What he isn’t finding, though, is a story he can write up for his German publisher. He hopes his photographs, though, will serve and speak volumes for him. This doesn’t work with his publisher, though, and when he misses his deadline he’s out of money and without prospects for more. At the airport, returning as a bit of a failure, he meets a German woman named Lisa (Lisa Kreuzer) and her nine-year-old daughter Alice (Yella Rottländer. They are also hoping to return to Germany.
The first flight they can catch, though, is the next day. Lisa asks Philip if he’ll stay with them and escort them home. He does, but when he wakes in the morning he’s surprised to find Lisa has already left. Alice is still with him, though. Lisa’s note says that she’ll meet them at the Empire State Building later, but she doesn’t show there, either.
Soon Philip gets a message that Lisa will not be coming with him on the plane, and she hopes he’ll still take Alice back to Germany. She says she’ll join him in a day or two. Unsure exactly what to do, the only way forward seems to be to get on the plane with the young Alice. After waiting around the airport for a few days, Philip knows that Lisa is not coming. He’s stuck with this little girl, and she’s stuck with him.
When he realizes that he has to leave, he asks Alice where they can find her family. She has a grandmother, she says, but she doesn’t remember where she lives. They have only a photograph of the grandmother’s home. They set off to find it. There’s really nothing else they can do.

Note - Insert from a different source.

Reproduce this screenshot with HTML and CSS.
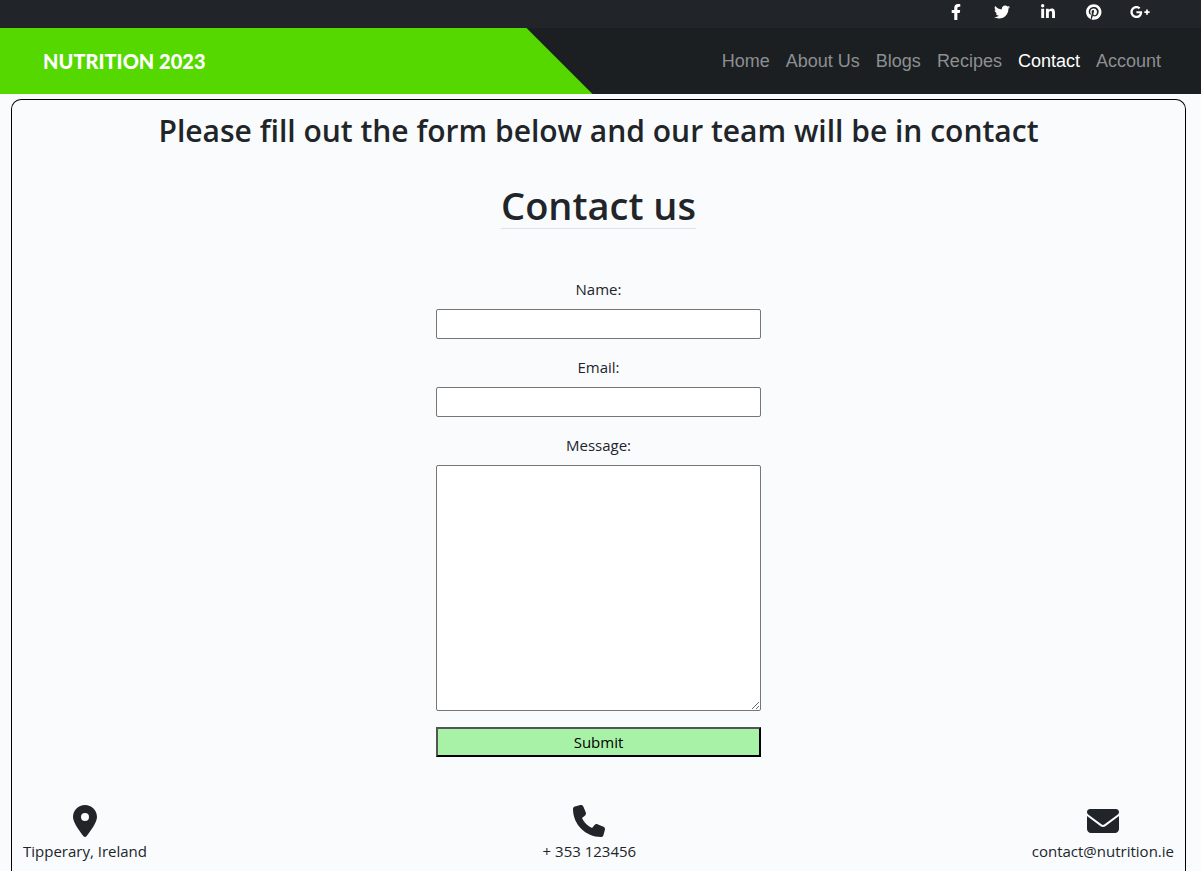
FILE: index.html
```html
<!DOCTYPE html>
<html lang="en">
<head>
<meta charset="utf-8">
<meta name="viewport" content="width=device-width, initial-scale=1">
<title>Nutrition 2023 - Contact</title>
<link rel="stylesheet" href="styles.css">
</head>
<body>
<div class="social">
  <a class="social-link" href="#" aria-label="Facebook"><svg class="social-icon" viewBox="0 0 320 512"><path d="M279.14 288l14.22-92.66h-88.91v-60.13c0-25.35 12.42-50.06 52.24-50.06h40.42V6.26S260.43 0 225.36 0c-73.22 0-121.08 44.38-121.08 124.72v70.62H22.89V288h81.39v224h100.17V288z"/></svg></a>
  <a class="social-link" href="#" aria-label="Twitter"><svg class="social-icon" viewBox="0 0 512 512"><path d="M459.37 151.716c.325 4.548.325 9.097.325 13.645 0 138.72-105.583 298.558-298.558 298.558-59.452 0-114.68-17.219-161.137-47.106 8.447.974 16.568 1.299 25.34 1.299 49.055 0 94.213-16.568 130.274-44.832-46.132-.975-84.792-31.188-98.112-72.772 6.498.974 12.995 1.624 19.818 1.624 9.421 0 18.843-1.3 27.614-3.573-48.081-9.747-84.143-51.98-84.143-102.985v-1.299c13.969 7.797 30.214 12.67 47.431 13.319-28.264-18.843-46.781-51.005-46.781-87.391 0-19.492 5.197-37.36 14.294-52.954 51.655 63.675 129.3 105.258 216.365 109.807-1.624-7.797-2.599-15.918-2.599-24.04 0-57.828 46.782-104.934 104.934-104.934 30.213 0 57.502 12.67 76.67 33.137 23.715-4.548 46.456-13.32 66.599-25.34-7.798 24.366-24.366 44.833-46.132 57.827 21.117-2.273 41.584-8.122 60.426-16.243-14.292 20.791-32.161 39.308-52.628 54.253z"/></svg></a>
  <a class="social-link" href="#" aria-label="LinkedIn"><svg class="social-icon" viewBox="0 0 448 512"><path d="M100.28 448H7.4V148.9h92.88zM53.79 108.1C24.09 108.1 0 83.5 0 53.8a53.79 53.79 0 0 1 107.58 0c0 29.7-24.1 54.3-53.79 54.3zM447.9 448h-92.68V302.4c0-34.7-.7-79.2-48.29-79.2-48.29 0-55.69 37.7-55.69 76.7V448h-92.78V148.9h89.08v40.8h1.3c12.4-23.5 42.69-48.3 87.88-48.3 94 0 111.28 61.9 111.28 142.3V448z"/></svg></a>
  <a class="social-link" href="#" aria-label="Pinterest"><svg class="social-icon" viewBox="0 0 496 512"><path d="M496 256c0 137-111 248-248 248-25.6 0-50.2-3.9-73.4-11.1 10.1-16.5 25.2-43.5 30.8-65 3-11.6 15.4-59 15.4-59 8.1 15.4 31.7 28.5 56.8 28.5 74.8 0 128.7-68.8 128.7-154.3 0-81.9-66.9-143.2-152.9-143.2-107 0-163.9 71.8-163.9 150.1 0 36.4 19.4 81.7 50.3 96.1 4.7 2.2 7.2 1.2 8.3-3.3.8-3.4 5-20.3 6.9-28.1.6-2.5.3-4.7-1.7-7.1-10.1-12.5-18.3-35.3-18.3-56.6 0-54.7 41.4-107.6 112-107.6 60.9 0 103.6 41.5 103.6 100.9 0 67.1-33.9 113.6-78 113.6-24.3 0-42.6-20.1-36.7-44.8 7-29.5 20.5-61.3 20.5-82.6 0-19-10.2-34.9-31.4-34.9-24.9 0-44.9 25.7-44.9 60.2 0 22 7.4 36.8 7.4 36.8s-24.5 103.8-29 123.2c-5 21.4-3 51.6-.9 71.2C65.4 450.9 0 361.1 0 256 0 119 111 8 248 8s248 111 248 248z"/></svg></a>
  <a class="social-link" href="#" aria-label="Google Plus"><svg class="social-icon" viewBox="0 0 640 512"><path d="M386.061 228.496c1.834 9.692 3.143 19.384 3.143 31.956C389.204 370.205 315.599 448 204.8 448c-106.084 0-192-85.915-192-192s85.916-192 192-192c51.864 0 95.083 18.859 128.611 50.292l-52.126 50.03c-14.145-13.621-39.028-29.599-76.485-29.599-65.484 0-118.92 54.221-118.92 121.277 0 67.056 53.436 121.277 118.92 121.277 75.961 0 104.513-54.745 108.965-82.773H204.8v-66.009h181.261zm185.406 6.437V179.2h-56.001v55.733h-55.733v56.001h55.733v55.733h56.001v-55.733H627.2v-56.001h-55.733z"/></svg></a>
</div>
<header class="header">
  <div class="brand-panel"><a class="brand" href="#">NUTRITION 2023</a></div>
  <nav class="nav">
    <a class="nav-link" href="#">Home</a>
    <a class="nav-link" href="#">About Us</a>
    <a class="nav-link" href="#">Blogs</a>
    <a class="nav-link" href="#">Recipes</a>
    <a class="nav-link nav-link-active" href="#" aria-current="page">Contact</a>
    <a class="nav-link" href="#">Account</a>
  </nav>
</header>
<main class="main">
  <h2 class="intro">Please fill out the form below and our team will be in contact</h2>
  <h1 class="title">Contact us</h1>
  <form class="form">
    <label class="label" for="name">Name:</label>
    <input class="field" id="name" type="text">
    <label class="label" for="email">Email:</label>
    <input class="field" id="email" type="email">
    <label class="label" for="message">Message:</label>
    <textarea class="field message" id="message"></textarea>
    <button class="submit" type="submit">Submit</button>
  </form>
  <div class="details">
    <div class="detail"><svg class="detail-icon" viewBox="0 0 384 512"><path d="M215.7 499.2C267 435 384 279.4 384 192C384 86 298 0 192 0S0 86 0 192c0 87.4 117 243 168.3 307.2c12.3 15.3 35.1 15.3 47.4 0zM192 128a64 64 0 1 1 0 128 64 64 0 1 1 0-128z"/></svg><span>Tipperary, Ireland</span></div>
    <div class="detail"><svg class="detail-icon" viewBox="0 0 512 512"><path d="M164.9 24.6c-7.7-18.6-28-28.5-47.4-23.2l-88 24C12.1 30.2 0 46 0 64C0 311.4 200.6 512 448 512c18 0 33.8-12.1 38.6-29.5l24-88c5.3-19.4-4.6-39.7-23.2-47.4l-96-40c-16.3-6.8-35.2-2.1-46.3 11.6L304.7 368C234.3 334.7 177.3 277.7 144 207.3L193.3 167c13.7-11.2 18.4-30 11.6-46.3l-40-96z"/></svg><span>+ 353 123456</span></div>
    <div class="detail"><svg class="detail-icon" viewBox="0 0 512 512"><path d="M48 64C21.5 64 0 85.5 0 112c0 15.1 7.1 29.3 19.2 38.4L236.8 313.6c11.4 8.5 27 8.5 38.4 0L492.8 150.4c12.1-9.1 19.2-23.3 19.2-38.4c0-26.5-21.5-48-48-48H48zM0 176V384c0 35.3 28.7 64 64 64H448c35.3 0 64-28.7 64-64V176L294.4 339.2c-22.8 17.1-54 17.1-76.8 0L0 176z"/></svg><span>contact@nutrition.ie</span></div>
  </div>
</main>
</body>
</html>
```
FILE: styles.css
```css
* {
  box-sizing: border-box;
}

body {
  margin: 0;
  min-height: 100vh;
  display: flex;
  flex-direction: column;
  background: #f9fbfd;
  color: #212529;
  font: 15px/24px "Segoe UI", "Open Sans", "Noto Sans", sans-serif;
}

.social {
  display: flex;
  justify-content: flex-end;
  padding: 4px 38px 8px;
  background: #212529;
}

.social-link {
  display: flex;
  justify-content: center;
  width: 46px;
}

.social-icon {
  height: 16px;
  fill: #fff;
}

.header {
  display: flex;
  justify-content: space-between;
  height: 66px;
  background: #1b1f22;
}

.brand-panel {
  display: flex;
  align-items: center;
  width: 50%;
  padding-left: 43px;
  background: #55d700;
  clip-path: polygon(0 0, calc(100% - 74px) 0, calc(100% - 8px) 100%, 0 100%);
}

.brand {
  color: #fff;
  font: 900 20px/24px "Comic Sans MS", Lato, sans-serif;
  text-decoration: none;
}

.nav {
  display: flex;
  align-items: center;
  gap: 16px;
  padding-right: 40px;
}

.nav-link {
  color: #8d8f91;
  font: 18px/24px "Liberation Sans", Arial, sans-serif;
  text-decoration: none;
}

.nav-link-active {
  color: #fff;
}

.main {
  flex: 1;
  display: flex;
  flex-direction: column;
  align-items: center;
  margin: 5px 15px 0 11px;
  padding: 12px 11px 0;
  border: 1px solid #000;
  border-bottom: 0;
  border-radius: 10px 10px 0 0;
}

.intro {
  margin: 0 0 32px;
  font-size: 30px;
  line-height: 38px;
  font-weight: 600;
  text-align: center;
}

.title {
  margin: 0 0 48px;
  border-bottom: 1px solid #dee2e6;
  font-size: 38px;
  line-height: 46px;
  font-weight: 600;
}

.form {
  display: flex;
  flex-direction: column;
  width: 325px;
  max-width: 100%;
}

.label {
  margin-bottom: 8px;
  text-align: center;
}

.field {
  height: 30px;
  margin: 0 0 16px;
  border: 1px solid #767676;
  border-radius: 2px;
  background: #fff;
  font: inherit;
}

.message {
  height: 246px;
  resize: vertical;
}

.submit {
  height: 30px;
  padding: 0;
  border: 2px outset #000;
  background: #a8f2a8;
  color: #000;
  font: inherit;
}

.details {
  display: flex;
  justify-content: space-between;
  align-self: stretch;
  margin-top: 48px;
}

.detail {
  display: flex;
  flex-direction: column;
  align-items: center;
  gap: 2px;
}

.detail-icon {
  height: 32px;
  fill: #212529;
}
```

Wenders has said that the film was inspired by Peter Handke’s experiences as a single parent as well as Handke’s own road trip around the United States, featured in Short Letter, Long Farewell (which you can pick up in a NYRB Classics edition). Handke himself would step in to help write the script for the next movie in the trilogy.
Wrong Move is an adaptation of Goethe’s Wilhelm Meister’s Wandering Years, and it stars Rüdiger Vogler as Wilhelm Meister, an aspiring writer who leaves his home to travel across Germany by train.
On his train ride he meets a couple of poor people who cannot afford their trip — Mignon (Nastassja Kinski) and Laertes (Hans Christian Blech) — but he also meets the beautiful Therese, played by Hanna Schygulla (another reason I was looking forward to this set was to see Hanna Schygulla again after loving her work with Rainer Werner Fassbinder).
Led by a poet (also aspiring), Wilhelm, Therese, and a couple of the other passengers disembark for a castle the poet says is owned by his uncle. He’s wrong. However, there arrival at the castle prevents a catastrophe . . . for a time, at any rate.
The whole trip, then, becomes a series of encounters in which volatility can be deferred only so long. None of the characters knows what road they are on. It’s the bleakest of the trilogy.
The last film in the trilogy bringing together the hopeless (but not Wenders’ last film to deal with such people — indeed, Philip Winter from Alice in the Cities will return in Wender’s oeuvre three more times) is a three-hour masterpiece. Kings of the Road is shot with confidence garnered from the success of the first two films. Here Wenders is unafraid to let the film go where it goes, with most of the film being scripted as it was shot.
Rüdiger Vogler returns once again, this time as Bruno Winter, a film projector repairman who in his travel circuit witnesses a man, Robert Lander (played by Hanns Zischler), drive his car into a lake. Lander is running away from his past, having recently separated from his wife. Not actually wanting to die, Robert joins Bruno on the road.
That’s just one story out of many that fills Kings of the Road, a film that is about the passage of time and the creation of stories. The lengthy running time is intimidating, but it fits and emphasizes the aimless pace Bruno and Robert adopt for the course of the film.
Going through this set is a journey in and of itself. It can at times feel a bit mundane, as any trip, but it’s also go the beauty of witnessing time pass while allowing the mind to explore and examine.